Table of contents
Table of contents
How to write better AI Prompts? Examples and templates to start using it now

Summary
In this guide, you will learn:
The quality of AI-generated content is directly dependent on the quality of the prompt given; specific, well-structured prompts yield far better results than vague ones.
An effective prompt consists of four core elements: defining a Role (e.g., "act as a UX researcher"), stating a clear Task, providing all necessary Context, and specifying the desired output Format.
To further enhance prompts, one should be specific, provide examples (few-shot prompting), ask the AI to think step-by-step for complex tasks, and be prepared to iterate and refine the initial prompt.
Using visual context, such as mind maps or diagrams on a collaborative canvas like Miro, can serve as a powerful prompt by giving the AI a richer, more comprehensive understanding of the project.

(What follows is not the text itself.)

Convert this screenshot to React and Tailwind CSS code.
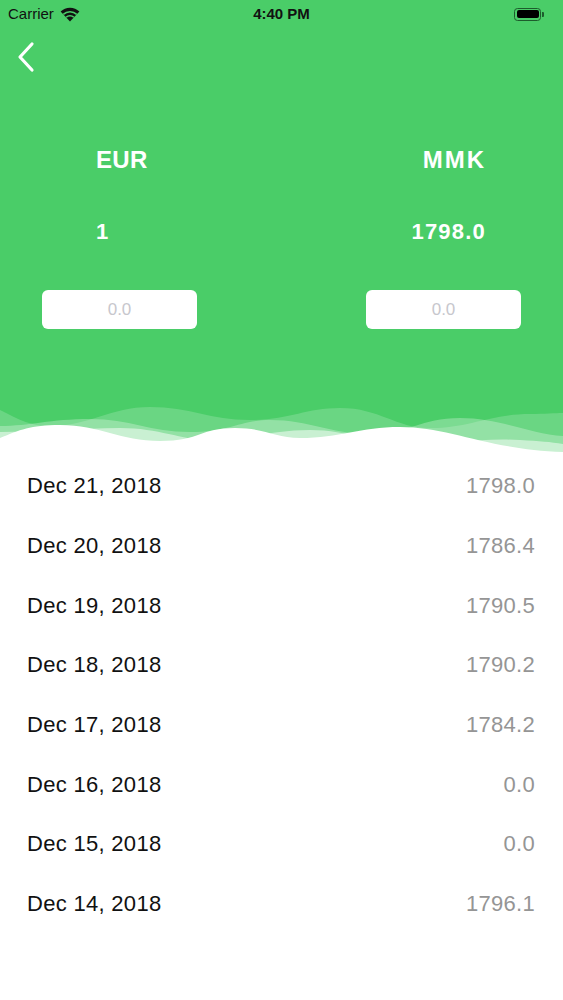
import React from "react";

const rows = [
  ["Dec 21, 2018", "1798.0"],
  ["Dec 20, 2018", "1786.4"],
  ["Dec 19, 2018", "1790.5"],
  ["Dec 18, 2018", "1790.2"],
  ["Dec 17, 2018", "1784.2"],
  ["Dec 16, 2018", "0.0"],
  ["Dec 15, 2018", "0.0"],
  ["Dec 14, 2018", "1796.1"],
];

function Wifi() {
  return (
    <svg width="20" height="15" viewBox="0 0 20 15" className="ml-[6px]">
      <path d="M10 14.5 L0.6 4.6 A13.5 13.5 0 0 1 19.4 4.6 Z" fill="#111" />
      <path d="M3.3 7.4 A9.6 9.6 0 0 1 16.7 7.4" stroke="#4acd68" strokeWidth="1.6" fill="none" />
      <path d="M6.1 10.3 A5.6 5.6 0 0 1 13.9 10.3" stroke="#4acd68" strokeWidth="1.6" fill="none" />
    </svg>
  );
}

function Battery() {
  return (
    <div className="flex items-center">
      <div className="w-[27px] h-[13px] rounded-[3.5px] border border-[#1d5c2c] p-[1.5px]">
        <div className="w-full h-full rounded-[2px] bg-black" />
      </div>
      <div className="w-[2px] h-[5px] rounded-r-[1px] bg-[#1d5c2c] ml-[1px]" />
    </div>
  );
}

export default function App() {
  const font = { fontFamily: '"Liberation Sans", Arial, sans-serif' };
  return (
    <div className="w-[563px] h-[1000px] bg-white overflow-hidden" style={font}>
      <div className="bg-[#4acd68]">
        {/* status bar */}
        <div className="relative h-[28px] flex items-center px-[8px]">
          <span className="text-[15px] text-[#111]">Carrier</span>
          <Wifi />
          <span className="absolute left-0 right-0 text-center text-[15px] font-bold text-[#111] pointer-events-none">
            4:40 PM
          </span>
          <div className="ml-auto mr-[11px]">
            <Battery />
          </div>
        </div>
        {/* back */}
        <div className="h-[58px] flex items-center pl-[15px]">
          <svg width="22" height="32" viewBox="0 0 22 32">
            <path d="M17 3 L5 16 L17 29" stroke="white" strokeWidth="3.2" fill="none" strokeLinecap="round" strokeLinejoin="round" />
          </svg>
        </div>
        {/* currencies */}
        <div className="flex justify-between pt-[60px] text-white font-bold">
          <div className="pl-[96px] text-[24px] leading-[28px] tracking-[0.3px]">EUR</div>
          <div className="pr-[77px] text-[24px] leading-[28px] tracking-[2px]">MMK</div>
        </div>
        <div className="flex justify-between pt-[45px] text-white font-bold">
          <div className="pl-[96px] text-[22px] leading-[26px]">1</div>
          <div className="pr-[77px] text-[22px] leading-[26px] tracking-[1.2px]">1798.0</div>
        </div>
        <div className="flex justify-between pt-[45px] px-[42px]">
          <div className="w-[155px] h-[39px] rounded-[6px] bg-white flex items-center justify-center text-[17px] text-[#c7c7cd]">
            0.0
          </div>
          <div className="w-[155px] h-[39px] rounded-[6px] bg-white flex items-center justify-center text-[17px] text-[#c7c7cd]">
            0.0
          </div>
        </div>
        <div className="h-[71px]" />
      </div>
      {/* wave */}
      <svg width="563" height="70" viewBox="0 0 563 70" className="block bg-[#4acd68]">
        <path
          d="M0,10 C20,20 30,26 50,26 C90,26 110,7 150,7 C190,7 210,20 250,20 C290,20 305,8 340,8 C380,8 395,28 430,28 C470,28 490,14 530,14 C545,14 555,13 563,13 L563,70 L0,70 Z"
          fill="white"
          fillOpacity="0.18"
        />
        <path
          d="M0,26 C30,26 50,19 90,19 C130,19 150,32 190,32 C230,32 240,20 270,20 C310,20 330,34 370,34 C410,34 420,18 460,18 C500,18 530,34 563,36 L563,70 L0,70 Z"
          fill="white"
          fillOpacity="0.28"
        />
        <path
          d="M0,32 C40,32 80,28 120,28 C160,28 180,40 210,40 C250,40 270,30 310,30 C350,30 370,44 410,44 C450,44 480,38 520,40 C540,41 550,42 563,44 L563,70 L0,70 Z"
          fill="white"
          fillOpacity="0.5"
        />
        <path
          d="M0,38 C20,30 30,25 60,25 C100,25 120,41 160,41 C200,41 200,28 235,28 C265,28 275,38 300,38 C340,38 360,27 400,27 C450,27 490,50 563,52 L563,70 L0,70 Z"
          fill="white"
        />
      </svg>
      {/* list */}
      <div className="-mt-[14px]">
        {rows.map(([d, v]) => (
          <div key={d} className="h-[59.7px] flex items-center justify-between pl-[27px] pr-[28px]">
            <span className="text-[22px] text-[#111] tracking-[0.3px]">{d}</span>
            <span className="text-[22px] text-[#959595] tracking-[0.3px]">{v}</span>
          </div>
        ))}
      </div>
    </div>
  );
}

You've probably noticed that everyone's using AI these days, but here's the thing: the quality of what you get out depends entirely on what you put in. A vague, poorly structured prompt gets you generic fluff that barely scratches the surface. A well-crafted prompt? That's your ticket to insights that actually move the needle on your projects.
If you've ever felt frustrated by AI responses that miss the mark or sound like they were written by a robot having a bad day, you're not alone. The difference between "meh" and "wow" often comes down to one skill: knowing how to write effective prompts.
In this guide, you'll learn a simple framework for crafting prompts that get results, plus see real examples you can adapt for your professional work. Let's turn that AI tool from a fancy search engine into your most reliable creative partner.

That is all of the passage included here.